/---
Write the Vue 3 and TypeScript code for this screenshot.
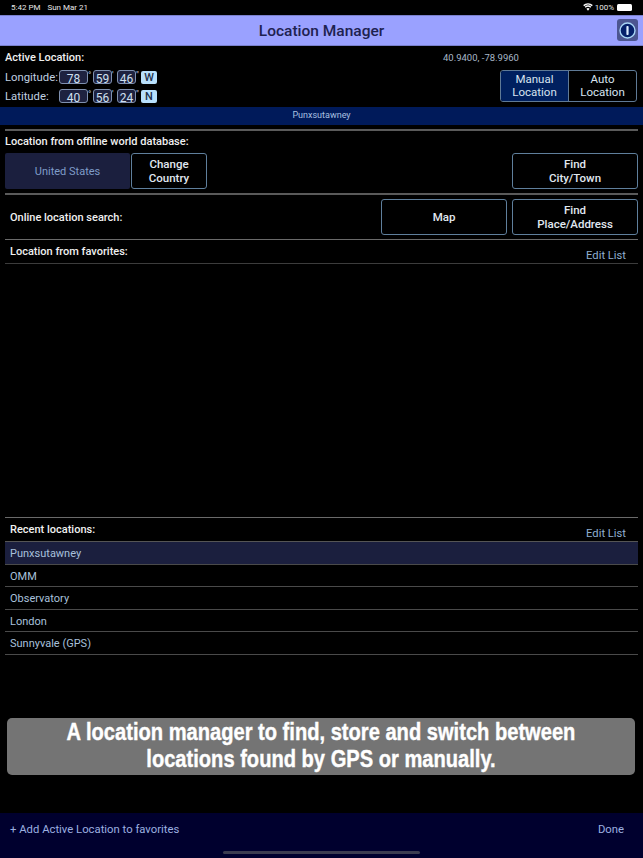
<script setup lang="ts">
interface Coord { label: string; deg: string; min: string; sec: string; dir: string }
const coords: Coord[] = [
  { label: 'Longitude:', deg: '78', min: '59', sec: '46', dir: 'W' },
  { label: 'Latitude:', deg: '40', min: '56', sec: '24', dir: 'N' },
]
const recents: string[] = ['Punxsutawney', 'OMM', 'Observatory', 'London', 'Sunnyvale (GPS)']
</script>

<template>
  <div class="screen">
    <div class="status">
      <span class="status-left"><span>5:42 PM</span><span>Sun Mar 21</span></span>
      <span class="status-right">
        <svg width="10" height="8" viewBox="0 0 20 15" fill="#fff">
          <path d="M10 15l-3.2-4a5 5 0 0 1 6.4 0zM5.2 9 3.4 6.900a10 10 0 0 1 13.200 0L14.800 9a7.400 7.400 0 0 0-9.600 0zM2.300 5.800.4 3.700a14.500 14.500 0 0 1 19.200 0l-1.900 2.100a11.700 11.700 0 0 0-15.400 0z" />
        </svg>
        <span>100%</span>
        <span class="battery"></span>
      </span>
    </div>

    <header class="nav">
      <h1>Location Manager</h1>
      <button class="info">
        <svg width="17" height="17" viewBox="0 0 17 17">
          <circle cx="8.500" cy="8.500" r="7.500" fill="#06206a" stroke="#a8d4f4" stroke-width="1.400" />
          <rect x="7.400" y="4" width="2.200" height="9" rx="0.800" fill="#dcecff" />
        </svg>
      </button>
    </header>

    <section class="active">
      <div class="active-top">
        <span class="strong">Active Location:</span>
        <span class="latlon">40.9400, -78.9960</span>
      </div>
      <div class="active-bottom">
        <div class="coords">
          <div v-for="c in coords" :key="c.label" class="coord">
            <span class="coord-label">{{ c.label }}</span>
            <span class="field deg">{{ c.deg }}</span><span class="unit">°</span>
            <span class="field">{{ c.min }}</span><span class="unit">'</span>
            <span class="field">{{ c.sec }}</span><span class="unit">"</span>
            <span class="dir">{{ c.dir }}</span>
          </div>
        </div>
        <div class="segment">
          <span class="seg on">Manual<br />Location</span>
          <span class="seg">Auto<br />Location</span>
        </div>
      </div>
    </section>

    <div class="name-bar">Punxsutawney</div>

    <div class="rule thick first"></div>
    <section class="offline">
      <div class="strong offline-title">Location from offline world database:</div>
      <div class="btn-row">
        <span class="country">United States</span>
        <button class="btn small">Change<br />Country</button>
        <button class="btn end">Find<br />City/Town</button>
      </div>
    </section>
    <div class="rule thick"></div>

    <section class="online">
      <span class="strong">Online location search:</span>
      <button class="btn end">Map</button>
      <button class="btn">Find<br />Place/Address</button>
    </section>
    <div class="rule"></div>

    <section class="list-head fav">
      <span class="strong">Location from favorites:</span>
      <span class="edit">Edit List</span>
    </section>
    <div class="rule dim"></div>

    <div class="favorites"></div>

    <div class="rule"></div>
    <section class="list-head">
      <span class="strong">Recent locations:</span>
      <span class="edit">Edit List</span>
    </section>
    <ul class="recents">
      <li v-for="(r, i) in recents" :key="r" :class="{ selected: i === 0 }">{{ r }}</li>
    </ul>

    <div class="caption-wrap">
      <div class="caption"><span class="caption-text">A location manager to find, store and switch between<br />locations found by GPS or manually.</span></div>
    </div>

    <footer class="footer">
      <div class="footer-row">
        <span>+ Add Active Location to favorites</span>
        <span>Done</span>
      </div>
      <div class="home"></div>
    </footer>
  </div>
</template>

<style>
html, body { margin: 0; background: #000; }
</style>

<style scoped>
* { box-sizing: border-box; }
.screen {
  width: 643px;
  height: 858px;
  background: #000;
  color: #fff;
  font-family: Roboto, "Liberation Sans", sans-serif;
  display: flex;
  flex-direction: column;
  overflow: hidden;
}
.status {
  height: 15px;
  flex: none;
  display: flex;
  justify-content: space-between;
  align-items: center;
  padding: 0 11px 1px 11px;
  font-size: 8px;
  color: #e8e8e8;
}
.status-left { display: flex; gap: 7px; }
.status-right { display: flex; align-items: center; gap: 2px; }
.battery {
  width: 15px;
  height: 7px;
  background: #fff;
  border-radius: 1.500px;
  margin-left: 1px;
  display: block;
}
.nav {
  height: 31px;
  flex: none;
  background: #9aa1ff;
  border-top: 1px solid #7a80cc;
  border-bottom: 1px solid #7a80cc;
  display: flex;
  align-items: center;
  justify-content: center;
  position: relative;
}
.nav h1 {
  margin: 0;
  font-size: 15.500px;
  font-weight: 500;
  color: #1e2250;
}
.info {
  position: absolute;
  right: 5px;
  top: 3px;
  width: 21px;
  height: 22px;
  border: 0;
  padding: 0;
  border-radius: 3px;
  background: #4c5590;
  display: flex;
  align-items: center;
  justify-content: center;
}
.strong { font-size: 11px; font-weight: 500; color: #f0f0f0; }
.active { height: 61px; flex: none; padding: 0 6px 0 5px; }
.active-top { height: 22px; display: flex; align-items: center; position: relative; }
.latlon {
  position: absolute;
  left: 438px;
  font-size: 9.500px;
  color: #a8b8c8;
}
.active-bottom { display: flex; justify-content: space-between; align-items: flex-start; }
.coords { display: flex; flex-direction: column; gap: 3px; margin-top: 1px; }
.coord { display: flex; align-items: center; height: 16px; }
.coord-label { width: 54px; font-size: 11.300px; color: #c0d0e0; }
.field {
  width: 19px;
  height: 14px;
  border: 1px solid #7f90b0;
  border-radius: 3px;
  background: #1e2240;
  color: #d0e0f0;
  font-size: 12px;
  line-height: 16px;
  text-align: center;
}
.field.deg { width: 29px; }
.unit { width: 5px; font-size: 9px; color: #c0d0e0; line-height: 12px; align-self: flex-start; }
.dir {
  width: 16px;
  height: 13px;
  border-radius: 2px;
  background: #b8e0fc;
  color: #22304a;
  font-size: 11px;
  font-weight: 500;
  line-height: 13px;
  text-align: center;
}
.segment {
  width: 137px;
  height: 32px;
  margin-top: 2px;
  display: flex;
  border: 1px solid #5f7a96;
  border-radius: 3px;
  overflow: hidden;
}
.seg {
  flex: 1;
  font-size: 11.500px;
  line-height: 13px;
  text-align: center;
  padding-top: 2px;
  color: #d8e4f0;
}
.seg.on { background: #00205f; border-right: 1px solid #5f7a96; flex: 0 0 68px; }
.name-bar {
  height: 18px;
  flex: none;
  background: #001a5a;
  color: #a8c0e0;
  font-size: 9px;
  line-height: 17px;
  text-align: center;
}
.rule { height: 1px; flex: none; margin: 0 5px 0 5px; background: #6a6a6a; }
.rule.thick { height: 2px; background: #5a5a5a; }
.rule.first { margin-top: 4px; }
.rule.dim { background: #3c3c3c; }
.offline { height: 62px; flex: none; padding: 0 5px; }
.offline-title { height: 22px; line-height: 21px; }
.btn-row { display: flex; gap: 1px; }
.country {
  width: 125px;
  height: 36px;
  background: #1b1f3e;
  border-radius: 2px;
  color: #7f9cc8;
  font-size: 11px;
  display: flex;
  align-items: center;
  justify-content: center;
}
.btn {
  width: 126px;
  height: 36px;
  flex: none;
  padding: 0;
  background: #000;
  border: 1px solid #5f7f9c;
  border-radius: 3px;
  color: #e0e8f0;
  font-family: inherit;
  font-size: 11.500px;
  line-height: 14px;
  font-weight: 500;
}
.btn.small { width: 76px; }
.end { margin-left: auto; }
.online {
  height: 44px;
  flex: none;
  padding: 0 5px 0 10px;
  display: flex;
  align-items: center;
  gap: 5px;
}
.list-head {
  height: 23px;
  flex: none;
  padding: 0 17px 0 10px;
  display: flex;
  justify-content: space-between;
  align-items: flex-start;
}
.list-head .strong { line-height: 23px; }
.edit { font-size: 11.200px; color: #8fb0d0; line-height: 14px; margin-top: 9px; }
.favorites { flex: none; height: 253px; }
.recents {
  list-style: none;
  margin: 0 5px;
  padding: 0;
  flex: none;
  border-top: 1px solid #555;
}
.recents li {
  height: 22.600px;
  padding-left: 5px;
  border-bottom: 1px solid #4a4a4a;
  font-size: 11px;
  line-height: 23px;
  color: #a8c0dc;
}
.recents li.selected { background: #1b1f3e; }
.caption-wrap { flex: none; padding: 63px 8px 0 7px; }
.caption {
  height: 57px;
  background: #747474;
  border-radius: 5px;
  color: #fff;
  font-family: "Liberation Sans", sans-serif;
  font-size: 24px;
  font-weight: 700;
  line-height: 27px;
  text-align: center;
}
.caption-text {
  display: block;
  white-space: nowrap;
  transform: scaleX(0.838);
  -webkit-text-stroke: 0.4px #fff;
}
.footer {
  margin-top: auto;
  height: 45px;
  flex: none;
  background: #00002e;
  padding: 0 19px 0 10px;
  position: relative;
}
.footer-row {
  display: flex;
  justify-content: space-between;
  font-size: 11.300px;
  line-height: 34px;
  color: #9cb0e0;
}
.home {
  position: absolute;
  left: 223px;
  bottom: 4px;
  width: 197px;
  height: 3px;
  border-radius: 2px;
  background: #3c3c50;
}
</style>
\---
/---
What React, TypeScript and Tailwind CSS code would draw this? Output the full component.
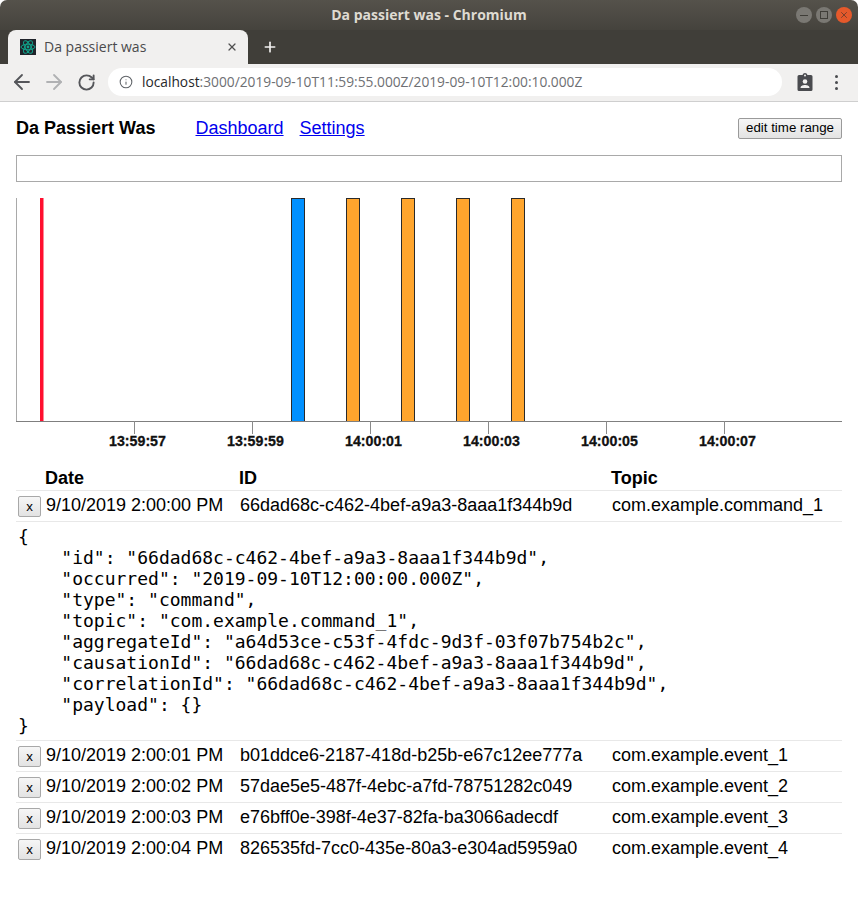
\---
[What the task requires] Search the preceding listing for the word "TypeScript" and pull out every line that holds it.

[Solution to this exercise]
Write the Vue 3 and TypeScript code for this screenshot.
What React, TypeScript and Tailwind CSS code would draw this? Output the full component.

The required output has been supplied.